Toshiba, Kodak, DuPont fire up OLED displays

Toshiba America Electronic Components and the Eastman Kodak were among the companies who announced developments and displayed new wares in the organic light-emitting diode (OLED) field Monday and Tuesday at the Society for Information Display conference being held here.

OLEDs displays are displays that emit their own light, therefore requiring less power to drive them and less space to house them, as well as offering sharper, brighter images than their traditional LED counterparts. OLEDs, which do not require the backlight that many traditional displays do, are seen by many as one of the futures of low-power, flat display technologies.

At the show, Toshiba demonstrated what it claims is the world's first 17-inch (43.18 centimeter) polymer OLED display. The display sports a maximum resolution of 1280 pixels by 768 pixels and offers over 256,000 colors, Tokyo-based Toshiba said in a statement. The demonstration of the display is intended as a research and development item, with actual mass production and availability of the display as yet undetermined, the company said. Such a display could be used as a computer screen, in televisions and in other similar applications, the company said.

The company also demonstrated a 2.2-inch, 256,000 color polymer OLED screen aimed at handhelds and cell phones.

Kodak, as part of its SK Display Corp. joint venture with Osaka, Japan-based Sanyo Electric Co. Ltd., announced Tuesday the availability of an OLED evaluation kit that will allow developers to begin to test and design devices using its displays. The kit will include the Kodak AM550L display, a full-color, active matrix 2.16-inch display, an interface board, drivers, cables and instructions, the Rochester, New York-based Kodak said.

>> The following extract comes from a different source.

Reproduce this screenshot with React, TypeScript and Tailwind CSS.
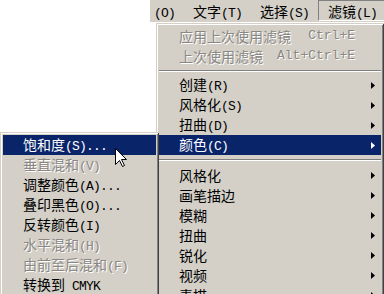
import React from "react";

const CJK = "font-['Noto_Sans_CJK_SC',sans-serif]";
const ASC = "font-['Liberation_Mono',monospace] text-[13px] tracking-[-0.8px]";

function T({ s }: { s: string }) {
  const parts = s.split(/([\x20-\x7E]+)/).filter((p) => p.length > 0);
  return (
    <span className="whitespace-pre">
      {parts.map((p, i) =>
        /^[\x20-\x7E]+$/.test(p) ? (
          <span key={i} className={ASC}>
            {p}
          </span>
        ) : (
          <span key={i} className={CJK + " text-[14px]"}>
            {p}
          </span>
        )
      )}
    </span>
  );
}

function Arrow() {
  return (
    <svg width="4" height="7" viewBox="0 0 4 7" className="ml-auto shrink-0">
      <path d="M0 0 L4 3.5 L0 7 Z" fill="currentColor" />
    </svg>
  );
}

type RowProps = {
  label: string;
  disabled?: boolean;
  hl?: boolean;
  arrow?: boolean;
  shortcut?: string;
};

function Row({ label, disabled, hl, arrow, shortcut }: RowProps) {
  const color = hl
    ? "bg-[#0a246a] text-white"
    : disabled
    ? "text-[#8a8782] [text-shadow:1px_1px_0_#ffffff]"
    : "text-black";
  return (
    <div className={"flex h-[20px] shrink-0 items-center pl-[20px] pr-[6px] leading-[20px] " + color}>
      <T s={label} />
      {shortcut ? (
        <span className="ml-auto mr-[20px] whitespace-pre font-['Liberation_Mono',monospace] text-[13px]">
          {shortcut}
        </span>
      ) : null}
      {arrow ? <Arrow /> : null}
    </div>
  );
}

function Sep({ h }: { h: string }) {
  return (
    <div className={"flex shrink-0 flex-col justify-center " + h}>
      <div className="h-px bg-[#808080]" />
      <div className="h-px bg-white" />
    </div>
  );
}

const frame =
  "shadow-[inset_1px_1px_0_#d4d0c8,inset_-1px_-1px_0_#404040,inset_2px_2px_0_#ffffff,inset_-2px_-2px_0_#808080]";

export default function App() {
  return (
    <div className="relative h-[294px] w-[384px] overflow-hidden bg-white">
      {/* menu bar */}
      <div className="ml-[150px] flex h-[22px] w-[234px] bg-[#d4d0c8] text-black">
        <div className="flex h-[22px] w-[34px] shrink-0 items-center pl-[4px]">
          <T s="(O)" />
        </div>
        <div className="flex h-[22px] w-[67px] shrink-0 items-center pl-[9px]">
          <T s="文字(T)" />
        </div>
        <div className="flex h-[22px] w-[67px] shrink-0 items-center pl-[9px]">
          <T s="选择(S)" />
        </div>
        <div className="flex h-[21px] w-[67px] shrink-0 items-center border-b border-l border-r border-t border-b-white border-l-[#808080] border-r-white border-t-[#808080] pl-[9px] pt-[1px]">
          <T s="滤镜(L)" />
        </div>
      </div>

      {/* main dropdown */}
      <div className={"absolute left-[156px] top-[23px] h-[290px] w-[228px] bg-[#d4d0c8] p-[3px] " + frame}>
        <div className="flex flex-col">
          <Row label="应用上次使用滤镜" disabled shortcut="Ctrl+E" />
          <Row label="上次使用滤镜" disabled shortcut="Alt+Ctrl+E" />
          <Sep h="h-[9px]" />
          <Row label="创建(R)" arrow />
          <Row label="风格化(S)" arrow />
          <Row label="扭曲(D)" arrow />
          <Row label="颜色(C)" arrow hl />
          <Sep h="h-[10px]" />
          <Row label="风格化" arrow />
          <Row label="画笔描边" arrow />
          <Row label="模糊" arrow />
          <Row label="扭曲" arrow />
          <Row label="锐化" arrow />
          <Row label="视频" arrow />
          <Row label="素描" arrow />
        </div>
      </div>

      {/* submenu */}
      <div className={"absolute left-0 top-[132px] h-[180px] w-[159px] bg-[#d4d0c8] p-[3px] " + frame}>
        <div className="flex flex-col">
          <Row label="饱和度(S)..." hl />
          <Row label="垂直混和(V)" disabled />
          <Row label="调整颜色(A)..." />
          <Row label="叠印黑色(O)..." />
          <Row label="反转颜色(I)" />
          <Row label="水平混和(H)" disabled />
          <Row label="由前至后混和(F)" disabled />
          <Row label="转换到 CMYK" />
        </div>
      </div>

      {/* mouse cursor */}
      <svg
        className="absolute left-[115px] top-[148px]"
        width="13"
        height="20"
        viewBox="0 0 13 20"
      >
        <path
          d="M0.5 0.5 L0.5 16.5 L4.5 12.5 L7.5 18.5 L9.5 17.5 L6.5 11.5 L11.5 11.5 Z"
          fill="#ffffff"
          stroke="#000000"
          strokeWidth="1"
          strokeLinejoin="miter"
        />
      </svg>
    </div>
  );
}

DuPont Displays, a division of E.I. du Pont de Nemours and Co., and Clare Inc. said Monday that they would work together on the integrated circuits that are used to control OLEDs. The companies have already teamed on Clare's MXED 301 controller.

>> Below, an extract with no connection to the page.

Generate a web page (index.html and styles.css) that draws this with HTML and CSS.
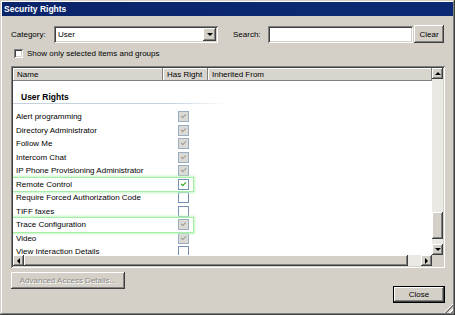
FILE: index.html
```html
<!DOCTYPE html>
<html lang="en">
<head>
    <meta charset="UTF-8">
    <title>Security Rights</title>
    <link rel="stylesheet" href="styles.css">
</head>
<body>
<div class="window">
    <div class="titlebar">Security Rights</div>

    <div class="content">
        <div class="toolbar">
            <label class="lbl lbl-cat">Category:</label>
            <div class="select">
                <span class="select-value">User</span>
                <span class="select-btn"><i class="arrow arrow-down"></i></span>
            </div>
            <label class="lbl lbl-search">Search:</label>
            <div class="field"></div>
            <button class="btn btn-clear">Clear</button>
        </div>

        <div class="filter">
            <span class="box3d"></span>
            <span>Show only selected items and groups</span>
        </div>

        <div class="list">
            <div class="view">
                <div class="header">
                    <div class="col col-name">Name</div>
                    <div class="col col-right">Has Right</div>
                    <div class="col col-from">Inherited From</div>
                </div>
                <div class="rows">
                    <div class="group">User Rights</div>
                    <div class="row"><span class="name">Alert programming</span><span class="chk chk-off-dis"></span></div>
                    <div class="row"><span class="name">Directory Administrator</span><span class="chk chk-dis"></span></div>
                    <div class="row"><span class="name">Follow Me</span><span class="chk chk-dis"></span></div>
                    <div class="row"><span class="name">Intercom Chat</span><span class="chk chk-dis"></span></div>
                    <div class="row"><span class="name">IP Phone Provisioning Administrator</span><span class="chk chk-dis"></span></div>
                    <div class="row hl"><span class="name">Remote Control</span><span class="chk chk-on"></span></div>
                    <div class="row"><span class="name">Require Forced Authorization Code</span><span class="chk"></span></div>
                    <div class="row"><span class="name">TIFF faxes</span><span class="chk"></span></div>
                    <div class="row hl"><span class="name">Trace Configuration</span><span class="chk chk-dis"></span></div>
                    <div class="row"><span class="name">Video</span><span class="chk chk-dis"></span></div>
                    <div class="row"><span class="name">View Interaction Details</span><span class="chk"></span></div>
                </div>
            </div>
            <div class="vscroll">
                <span class="sbtn"><i class="arrow arrow-up"></i></span>
                <span class="track"></span>
                <span class="thumb thumb-v"></span>
                <span class="track track-end"></span>
                <span class="sbtn"><i class="arrow arrow-down"></i></span>
            </div>
            <div class="hscroll">
                <span class="sbtn"><i class="arrow arrow-left"></i></span>
                <span class="thumb thumb-h"></span>
                <span class="track"></span>
                <span class="sbtn"><i class="arrow arrow-right"></i></span>
            </div>
            <div class="corner"></div>
        </div>

        <div class="actions">
            <button class="btn btn-adv" disabled>Advanced Access Details...</button>
            <button class="btn btn-close">Close</button>
        </div>
    </div>

    <div class="grip"></div>
</div>
</body>
</html>
```

FILE: styles.css
```css
html {
    height: 100%;
}

body {
    margin: 0;
    font-family: "Liberation Sans", Arial, sans-serif;
    font-size: 8px;
    color: #000;
}

.window {
    position: relative;
    width: 455px;
    height: 315px;
    box-sizing: border-box;
    padding: 2px;
    background-color: #d4d0c8;
    box-shadow: inset -1px -1px #404040, inset 1px 1px #d4d0c8, inset -2px -2px #808080, inset 2px 2px #fff;
}

.titlebar {
    height: 14px;
    line-height: 14px;
    padding-left: 2px;
    background: linear-gradient(to right, #0a246a, #0c2a74);
    color: #fff;
    font-weight: bold;
    font-size: 8.5px;
}

.content {
    padding: 9px 8px 0 9px;
}

/* sunken / raised edges */
.select,
.field {
    box-sizing: border-box;
    height: 17px;
    background-color: #fff;
    box-shadow: inset 1px 1px #808080, inset -1px -1px #fff, inset 2px 2px #404040, inset -2px -2px #d4d0c8;
}

.btn {
    box-sizing: border-box;
    height: 18px;
    padding: 0;
    border: none;
    background-color: #d4d0c8;
    font: inherit;
    color: #000;
    box-shadow: inset -1px -1px #404040, inset 1px 1px #fff, inset -2px -2px #808080, inset 2px 2px #d4d0c8;
}

.toolbar {
    display: flex;
    align-items: center;
    height: 18px;
}

.lbl {
    flex: 0 0 auto;
}

.lbl-cat {
    width: 43px;
}

.lbl-search {
    width: 35px;
    margin-left: 15px;
}

.select {
    display: flex;
    align-items: center;
    width: 164px;
    padding: 2px;
}

.select-value {
    flex: 1;
    padding-left: 2px;
}

.select-btn {
    display: flex;
    align-items: center;
    justify-content: center;
    width: 13px;
    height: 13px;
    background-color: #d4d0c8;
    box-shadow: inset -1px -1px #404040, inset 1px 1px #fff, inset -2px -2px #808080;
}

.field {
    width: 145px;
}

.btn-clear {
    width: 30px;
    margin-left: 1px;
}

.filter {
    display: flex;
    align-items: center;
    gap: 4px;
    height: 14px;
    margin-top: 3px;
    padding-left: 3px;
}

.box3d {
    width: 9px;
    height: 9px;
    background-color: #fff;
    box-shadow: inset 1px 1px #808080, inset -1px -1px #fff, inset 2px 2px #404040, inset -2px -2px #d4d0c8;
}

/* list */
.list {
    display: grid;
    grid-template-columns: 419px 11px;
    grid-template-rows: 187px 11px;
    width: 434px;
    height: 202px;
    box-sizing: border-box;
    margin-top: 6px;
    padding: 2px;
    background-color: #fff;
    box-shadow: inset 1px 1px #808080, inset -1px -1px #fff, inset 2px 2px #404040, inset -2px -2px #d4d0c8;
}

.view {
    overflow: hidden;
    background-color: #fff;
}

.header {
    display: flex;
    height: 13px;
    line-height: 13px;
    background-color: #d8d5cf;
}

.col {
    box-sizing: border-box;
    padding-left: 4px;
    box-shadow: inset -1px -1px #808080, inset 1px 1px #fff;
    white-space: nowrap;
}

.col-name {
    width: 150px;
}

.col-right {
    width: 45px;
}

.col-from {
    flex: 1;
}

.rows {
    height: 174px;
    overflow: hidden;
}

.group {
    box-sizing: border-box;
    width: 212px;
    height: 23px;
    padding: 10px 0 0 8px;
    line-height: 12px;
    font-weight: bold;
    font-size: 8.5px;
    margin-bottom: 6px;
    background: linear-gradient(to right, #c3d1df 75%, rgba(195, 209, 223, 0)) left bottom / 100% 1px no-repeat;
}

.row {
    display: flex;
    align-items: center;
    width: 180px;
    height: 13.5px;
    white-space: nowrap;
}

.row .name {
    flex: 0 0 165px;
    box-sizing: border-box;
    padding-left: 3px;
}

.row.hl {
    position: relative;
    z-index: 1;
    box-shadow: 0 0 0 1px #a6eea6, 0 0 2px 2px #c4f6c4;
    background-color: #fff;
}

.chk {
    position: relative;
    width: 11px;
    height: 11px;
    box-sizing: border-box;
    border: 1px solid #7391b5;
    background-color: #fff;
}

.chk-dis,
.chk-off-dis {
    border-color: #98acc2;
    background-color: #dcdad5;
}

.chk-dis::after,
.chk-off-dis::after,
.chk-on::after {
    content: "";
    position: absolute;
    left: 3px;
    top: 1px;
    width: 2px;
    height: 4px;
    border: solid #9c9c9c;
    border-width: 0 1.5px 1.5px 0;
    transform: rotate(45deg);
}

.chk-on::after {
    border-color: #21a121;
}

/* scrollbars */
.vscroll {
    display: flex;
    flex-direction: column;
}

.hscroll {
    display: flex;
}

.sbtn {
    display: flex;
    align-items: center;
    justify-content: center;
    flex: 0 0 11px;
    width: 11px;
    height: 11px;
    box-sizing: border-box;
    background-color: #d4d0c8;
    box-shadow: inset -1px -1px #404040, inset 1px 1px #fff, inset -2px -2px #808080;
}

.track {
    flex: 1;
    background-color: #ebe9e4;
}

.track-end {
    flex: 0 0 5px;
}

.thumb {
    background-color: #d4d0c8;
    box-shadow: inset -1px -1px #404040, inset 1px 1px #fff, inset -2px -2px #808080;
}

.thumb-v {
    flex: 0 0 27px;
}

.thumb-h {
    flex: 0 0 384px;
}

.corner {
    background-color: #d4d0c8;
}

.arrow {
    width: 0;
    height: 0;
    border: 3px solid transparent;
}

.arrow-up {
    border-top-width: 0;
    border-bottom: 3px solid #000;
}

.arrow-down {
    border-bottom-width: 0;
    border-top: 3px solid #000;
}

.arrow-left {
    border-left-width: 0;
    border-right: 3px solid #000;
}

.arrow-right {
    border-right-width: 0;
    border-left: 3px solid #000;
}

/* bottom buttons */
.actions {
    display: flex;
    justify-content: space-between;
    align-items: flex-start;
    margin-top: 4px;
}

.btn-adv {
    width: 114px;
    height: 17px;
    color: #8c8a86;
    text-shadow: 1px 1px #fff;
}

.btn-close {
    width: 52px;
    height: 17px;
    margin-top: 14px;
    box-shadow: inset 0 0 0 1px #000, inset -2px -2px #404040, inset 2px 2px #fff, inset -3px -3px #808080;
}

.grip {
    position: absolute;
    right: 2px;
    bottom: 2px;
    width: 12px;
    height: 12px;
    background: repeating-linear-gradient(135deg, #d4d0c8 0 1.5px, #fff 1.5px 2.5px, #808080 2.5px 4.2px);
    clip-path: polygon(100% 0, 100% 100%, 0 100%);
}
```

The devices that the two will collaborate on will feed display information to small, passive matrix OLED displays of between 1.5-inches and 5 inches in size, featuring 80 dots-per-inch to 100 dots-per-inch resolution, said Nick Colaneri, director of strategic planning at DuPont. The OLEDs driven by the integrated circuits will be monochrome and used in handhelds, cell phones, small instruments and other consumer electronics, he said. Samples of the fruits of the companies' union should be available by the end of 2002, the companies said.

DuPont also demonstrated a 4-inch active matrix color OLED display designed for Pocket PC devices, as well as a 2.1-inch, 128-pixel by 64-pixel screen, and a 2.7-inch, 160-pixel by 160-pixel screen, designed for small handsets.

Lastly, eMagin Corp. demonstrated a number of OLED products, including its SVGA+ See-Through OLED display, which allows the image on the display to transparently lay over anything behind it, and the Knight-Eye OLED thermal imager, designed to boost vision in dark, rugged environments.

The Society for Information Display show runs through Friday in Boston.